Mi chiedo perché non si faccia più così, invece che ripetere scioperi generali che sono tali solo sulla carta. Certo, so che non basterebbe comunque un solo sciopero per raggiungere gli obiettivi, ma penso che promuovere delle forme di lotta più efficaci, che per essere fatte devono essere ben preparate, possa servire per tornare a imparare cos’è l’organizzazione e la partecipazione alla lotta di classe.
Forse è proprio questo il punto. Non è che il sindacato ha paura che gli operai diventino troppo attivi e propositivi? A volte sembra che i funzionari puntino soprattutto a non lasciarti troppa autonomia.
Ora non pensate che io sia un fan dello sciopero a oltranza o balle del genere, anzi. In questi tempi di crisi a volte sembra che se salti una giornata fai un piacere al padrone, tanti miei colleghi dicono che per loro è così e forse non hanno tutti i torti.
Riflettendoci mi sono convinto che bisogna ragionare su altre forme di lotta. Ci sono modi per far male al padrone senza perdere tutto il salario. Fare scioperi a scacchiera, di poche ore a staffetta, un reparto lo fa a una data ora, un altro reparto lo fa due ore dopo e via dicendo. So che una volta erano molto usati… Oppure scioperi di mezz’ora o di un’ora ogni giorno, cambiando ogni volta gli orari e uscendo a presidiare i cancelli. In un’azienda dove lavoravo da ragazzo per una vertenza (vinta!) contro cinque licenziamenti lo abbiamo fatto per un paio di settimane. Anche scioperare per una sola ora alla fine del turno manda in tilt la produzione, più di otto ore di sciopero “concordato”.
Un altro modo sarebbe bloccare seriamente gli straordinari, oppure la rigidità contrattuale: attenersi fermamente alle regole di sicurezza e alle mansioni previste per il livello di ogni lavoratore. Se la fai bene, una cosa del genere rallenterebbe di molto la produzione.
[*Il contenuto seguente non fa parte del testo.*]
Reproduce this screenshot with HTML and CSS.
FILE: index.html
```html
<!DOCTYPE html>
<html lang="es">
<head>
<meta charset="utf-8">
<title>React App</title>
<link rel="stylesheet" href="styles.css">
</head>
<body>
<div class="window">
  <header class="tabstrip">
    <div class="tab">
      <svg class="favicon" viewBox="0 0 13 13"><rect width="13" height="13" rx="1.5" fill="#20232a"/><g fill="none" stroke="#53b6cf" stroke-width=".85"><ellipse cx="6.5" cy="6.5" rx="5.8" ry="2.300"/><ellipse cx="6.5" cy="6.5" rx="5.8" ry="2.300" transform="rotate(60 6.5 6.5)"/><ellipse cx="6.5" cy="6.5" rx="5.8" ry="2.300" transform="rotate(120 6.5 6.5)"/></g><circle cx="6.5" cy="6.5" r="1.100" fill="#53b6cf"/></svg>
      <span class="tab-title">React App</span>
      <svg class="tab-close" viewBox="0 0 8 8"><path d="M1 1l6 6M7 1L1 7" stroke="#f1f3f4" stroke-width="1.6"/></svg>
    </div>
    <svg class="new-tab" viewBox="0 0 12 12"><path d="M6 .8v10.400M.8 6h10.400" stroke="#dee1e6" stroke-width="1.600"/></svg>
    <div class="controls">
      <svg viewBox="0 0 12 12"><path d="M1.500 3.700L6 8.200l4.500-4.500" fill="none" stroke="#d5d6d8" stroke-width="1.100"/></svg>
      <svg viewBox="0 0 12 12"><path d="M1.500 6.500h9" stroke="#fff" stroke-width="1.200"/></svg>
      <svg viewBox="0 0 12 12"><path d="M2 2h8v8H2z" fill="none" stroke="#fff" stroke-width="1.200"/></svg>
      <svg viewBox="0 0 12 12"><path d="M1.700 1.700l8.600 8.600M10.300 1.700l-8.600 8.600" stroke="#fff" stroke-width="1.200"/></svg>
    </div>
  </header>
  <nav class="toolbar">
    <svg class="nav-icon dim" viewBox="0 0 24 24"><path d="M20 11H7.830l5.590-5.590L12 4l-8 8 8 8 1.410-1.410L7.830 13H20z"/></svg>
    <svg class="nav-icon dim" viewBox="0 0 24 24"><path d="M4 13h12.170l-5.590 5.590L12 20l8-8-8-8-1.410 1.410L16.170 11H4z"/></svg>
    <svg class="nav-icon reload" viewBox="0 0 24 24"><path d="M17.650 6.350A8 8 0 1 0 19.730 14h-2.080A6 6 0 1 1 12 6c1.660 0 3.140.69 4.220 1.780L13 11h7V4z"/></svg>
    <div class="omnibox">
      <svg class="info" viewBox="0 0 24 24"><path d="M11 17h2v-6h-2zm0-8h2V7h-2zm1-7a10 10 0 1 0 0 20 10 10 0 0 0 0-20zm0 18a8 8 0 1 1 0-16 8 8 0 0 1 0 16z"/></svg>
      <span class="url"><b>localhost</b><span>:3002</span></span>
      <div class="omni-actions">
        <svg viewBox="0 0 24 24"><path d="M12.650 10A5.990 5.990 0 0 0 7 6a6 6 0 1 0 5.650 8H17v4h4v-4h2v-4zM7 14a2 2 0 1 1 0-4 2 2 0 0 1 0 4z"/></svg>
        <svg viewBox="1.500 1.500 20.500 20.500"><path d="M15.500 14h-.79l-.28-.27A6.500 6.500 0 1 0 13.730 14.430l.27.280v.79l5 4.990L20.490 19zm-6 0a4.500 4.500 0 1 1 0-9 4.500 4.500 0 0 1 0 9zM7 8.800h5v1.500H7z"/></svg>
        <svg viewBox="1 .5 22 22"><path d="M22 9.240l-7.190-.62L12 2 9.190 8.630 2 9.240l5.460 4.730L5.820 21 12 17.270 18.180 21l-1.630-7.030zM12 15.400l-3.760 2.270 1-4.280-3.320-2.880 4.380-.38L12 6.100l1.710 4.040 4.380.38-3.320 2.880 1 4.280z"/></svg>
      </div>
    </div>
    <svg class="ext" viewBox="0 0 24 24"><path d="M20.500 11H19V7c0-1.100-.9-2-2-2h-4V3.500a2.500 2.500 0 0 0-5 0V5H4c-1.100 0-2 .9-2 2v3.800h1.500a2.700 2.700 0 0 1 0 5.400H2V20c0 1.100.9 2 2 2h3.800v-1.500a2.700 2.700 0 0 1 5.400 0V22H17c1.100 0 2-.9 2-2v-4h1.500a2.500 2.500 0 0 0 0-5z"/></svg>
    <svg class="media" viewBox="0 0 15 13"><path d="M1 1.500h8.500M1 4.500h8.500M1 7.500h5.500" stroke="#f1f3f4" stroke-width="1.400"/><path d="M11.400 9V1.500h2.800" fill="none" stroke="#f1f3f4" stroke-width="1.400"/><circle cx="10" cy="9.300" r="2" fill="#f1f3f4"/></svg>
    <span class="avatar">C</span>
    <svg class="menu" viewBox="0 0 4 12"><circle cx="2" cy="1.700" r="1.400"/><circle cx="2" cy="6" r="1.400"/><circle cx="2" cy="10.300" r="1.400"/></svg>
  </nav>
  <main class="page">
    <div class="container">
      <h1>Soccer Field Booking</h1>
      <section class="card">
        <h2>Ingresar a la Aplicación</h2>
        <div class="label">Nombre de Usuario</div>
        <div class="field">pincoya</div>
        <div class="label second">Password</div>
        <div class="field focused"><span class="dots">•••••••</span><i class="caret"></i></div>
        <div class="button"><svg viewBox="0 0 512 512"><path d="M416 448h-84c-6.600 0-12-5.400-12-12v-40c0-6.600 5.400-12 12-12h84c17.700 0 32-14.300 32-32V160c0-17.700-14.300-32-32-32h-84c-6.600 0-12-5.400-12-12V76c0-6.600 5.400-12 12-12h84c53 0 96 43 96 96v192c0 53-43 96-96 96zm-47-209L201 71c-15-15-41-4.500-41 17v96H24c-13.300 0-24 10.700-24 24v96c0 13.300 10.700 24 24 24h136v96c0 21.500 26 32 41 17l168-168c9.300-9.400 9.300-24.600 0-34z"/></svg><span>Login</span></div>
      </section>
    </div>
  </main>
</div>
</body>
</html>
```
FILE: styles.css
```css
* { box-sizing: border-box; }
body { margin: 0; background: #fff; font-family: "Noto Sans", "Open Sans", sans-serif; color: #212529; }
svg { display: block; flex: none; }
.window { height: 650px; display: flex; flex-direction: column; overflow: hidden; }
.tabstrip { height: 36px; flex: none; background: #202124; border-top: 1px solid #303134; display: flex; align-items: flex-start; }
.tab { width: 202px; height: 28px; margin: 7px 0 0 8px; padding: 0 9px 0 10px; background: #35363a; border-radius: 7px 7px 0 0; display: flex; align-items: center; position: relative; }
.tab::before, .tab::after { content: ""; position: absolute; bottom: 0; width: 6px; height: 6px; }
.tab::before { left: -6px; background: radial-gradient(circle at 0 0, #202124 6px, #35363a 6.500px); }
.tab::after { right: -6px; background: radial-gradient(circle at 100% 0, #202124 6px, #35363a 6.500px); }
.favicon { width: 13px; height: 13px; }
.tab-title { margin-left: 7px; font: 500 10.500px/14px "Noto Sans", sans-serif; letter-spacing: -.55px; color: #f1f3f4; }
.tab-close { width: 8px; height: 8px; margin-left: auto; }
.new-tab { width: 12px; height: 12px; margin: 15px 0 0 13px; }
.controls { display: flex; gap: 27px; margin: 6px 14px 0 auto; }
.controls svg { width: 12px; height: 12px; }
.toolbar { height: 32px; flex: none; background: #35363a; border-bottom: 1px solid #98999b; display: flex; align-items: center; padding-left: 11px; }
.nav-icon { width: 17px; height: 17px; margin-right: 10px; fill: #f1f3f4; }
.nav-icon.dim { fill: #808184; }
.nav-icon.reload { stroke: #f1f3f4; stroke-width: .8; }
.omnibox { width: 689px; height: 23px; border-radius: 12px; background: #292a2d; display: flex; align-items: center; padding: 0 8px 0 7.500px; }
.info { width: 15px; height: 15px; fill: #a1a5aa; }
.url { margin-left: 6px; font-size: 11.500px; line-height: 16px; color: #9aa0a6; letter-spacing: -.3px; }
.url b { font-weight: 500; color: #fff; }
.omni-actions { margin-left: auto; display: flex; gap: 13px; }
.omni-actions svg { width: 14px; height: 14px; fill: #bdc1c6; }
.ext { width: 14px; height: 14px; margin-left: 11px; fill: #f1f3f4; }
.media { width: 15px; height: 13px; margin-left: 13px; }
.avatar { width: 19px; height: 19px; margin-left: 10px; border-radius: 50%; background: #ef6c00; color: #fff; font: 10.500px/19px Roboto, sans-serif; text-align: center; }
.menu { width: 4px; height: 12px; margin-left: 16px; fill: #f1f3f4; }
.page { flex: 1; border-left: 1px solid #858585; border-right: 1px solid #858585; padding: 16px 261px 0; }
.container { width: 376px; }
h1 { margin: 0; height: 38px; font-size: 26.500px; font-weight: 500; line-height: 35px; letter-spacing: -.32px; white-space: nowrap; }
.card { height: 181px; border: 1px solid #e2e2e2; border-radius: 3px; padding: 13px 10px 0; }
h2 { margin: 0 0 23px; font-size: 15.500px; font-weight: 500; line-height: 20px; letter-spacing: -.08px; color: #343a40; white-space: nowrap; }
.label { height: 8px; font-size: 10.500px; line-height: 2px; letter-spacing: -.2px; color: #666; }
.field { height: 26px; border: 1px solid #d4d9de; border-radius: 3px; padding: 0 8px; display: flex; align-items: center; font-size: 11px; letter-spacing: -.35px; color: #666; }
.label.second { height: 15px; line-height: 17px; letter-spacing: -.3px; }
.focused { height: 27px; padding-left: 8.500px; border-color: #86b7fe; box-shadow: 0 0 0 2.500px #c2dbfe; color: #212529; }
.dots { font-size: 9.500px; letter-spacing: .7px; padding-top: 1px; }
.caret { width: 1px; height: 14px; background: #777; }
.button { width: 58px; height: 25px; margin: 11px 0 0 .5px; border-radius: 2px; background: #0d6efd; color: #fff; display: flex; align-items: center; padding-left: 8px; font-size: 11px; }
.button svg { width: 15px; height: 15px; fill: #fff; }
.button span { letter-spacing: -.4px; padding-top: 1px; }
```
Se dovessi aspettare il carroponte ogni volta che sposto una decina di chili di materiale – come dovrebbe essere da regolamento – i capi diventerebbero matti!
Una cosa che non ho mai visto fare è promuovere delle casse di resistenza per sostenere gli scioperi. Salvini continua a cercare di precettare, prima o poi lui o altri riusciranno a farlo se le cose vanno avanti così, bisogna porsi la questione di organizzare la disobbedienza e sostenere economicamente chi magari si ritroverà multato.
Mettendoci un po’ di fantasia credo se ne possano inventare di tutti i tipi, ma personalmente quando propongo cose diverse dal solito trovo scetticismo ed espressioni infastidite, soprattutto da parte dei lavoratori più vicini ai funzionari sindacali. Sembra che parlare di questi argomenti metta in discussione il ruolo del sindacato… magari invece è il contrario: è proprio il non parlare di questi argomenti che allontana i lavoratori dal sindacato.
Certo, parlo di cose che non si possono fare dalla sera alla mattina, bisogna alimentare un clima di coesione e di combattività in fabbrica. E mi sembra che è una cosa che i sindacati di oggi cercano di evitare con cura. Quindi, riflettevo sul fatto che tocca a noi lavoratori iniziare, senza aspettarci che le nostre iniziative siano inizialmente accolte con favore. Se lo facciamo, anche le strutture sindacali dovranno accodarsi per non perdere anche quel po’ di fiducia che stanno faticosamente riconquistando in questi mesi.